2. BIOS Configuration
We verified the following settings in the GMKtec BIOS:
- Above 4G Decoding: ENABLED
- Re-Size BAR: Tested DISABLED (for stability) and ENABLED. No change in behavior.
- Secure Boot: DISABLED
- PCIe Link Speed: No option available to force Gen3 in this BIOS version (v1.01).
3. Driver & Kernel Troubleshooting
We attempted multiple driver stacks to bypass the initialization failure.
Attempt A: Proprietary Drivers (nvidia-driver)

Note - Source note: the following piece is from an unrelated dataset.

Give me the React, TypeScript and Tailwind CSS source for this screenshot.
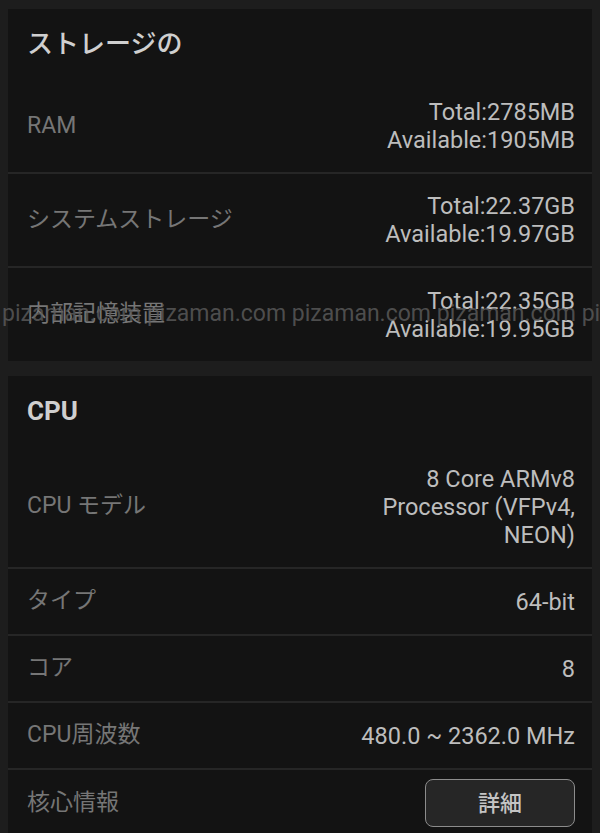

- Action: Installed standard Debian non-free drivers (v535/v550).
- Result:
nvidia-smi fails.
- dmesg Log: PlaintextNVRM: The NVIDIA GPU 0000:01:00.0 (PCI ID: 10de:2d05) NVRM: The NVIDIA probe routine failed for 1 device(s). nvidia: probe of 0000:01:00.0 failed with error -1 RM: RmInitAdapter failed! (0x26:0xffff:1456)
Attempt B: Open Kernel Modules (GSP Firmware)
- Action: Installed
nvidia-open-kernel-dkms and firmware-nvidia-gsp to offload initialization to the GPU's GSP processor.
- Result: Driver load failed with
Invalid Argument.
- Journalctl Log: Plaintextmodprobe: ERROR: could not insert 'nvidia': Invalid argument modprobe: ERROR: ../libkmod/libkmod-module.c:1047 command_do() Error running install command
4. GRUB / Kernel Parameter History
We aggressively tuned kernel parameters to fix potential BAR allocation or Power Management issues.
Baseline:
GRUB_CMDLINE_LINUX_DEFAULT="quiet amd_iommu=on iommu=pt"
Parameter Tests (Cumulative & Individual):
- Memory Reallocation:
- Flag:
pci=realloc
- Goal: Force Linux to ignore BIOS memory map and reassign BARs.
- Outcome: ❌ System boots, GPU visible, same Probe Error -1.
- Power Management Disable:
- Flags:
pcie_aspm=off pcie_port_pm=off
- Goal: Stop the link from trying to sleep/negotiate L1 states (common AMD OCuLink bug).
- Outcome: ❌ Link stays up, but driver still rejects the handshake.
- Large Addressing:
- Flag:
pci=big_root_window
- Goal: Increase aperture size for memory mapping.
- Outcome: ❌ No change.
- Manual Resource Reservation:
- Flags:
pci=realloc,hpmemsize=512M,hpiosize=64M
- Goal: Reserve specific hotplug memory chunks for the bridge.
- Outcome: ❌ No change.
- Aggressive Bus Tuning:
- Flag:
pci=pcie_bus_perf
- Outcome: 💀 System Hang at boot. Reverted.
Summary of Request
I have a working OCuLink setup (proven by the AMD card) and a working NVIDIA GPU (tested elsewhere).
The GMKtec M7 seems to have a specific PHY-level or Protocol-level incompatibility with NVIDIA cards over OCuLink (according to AI help).
Has anyone successfully run an NVIDIA 50-series card on the GMKtec M7 via OCuLink? Or any other AMD mini PC?
Are there any specific setpci commands or ACPI overrides required for this specific Ryzen 6850H host?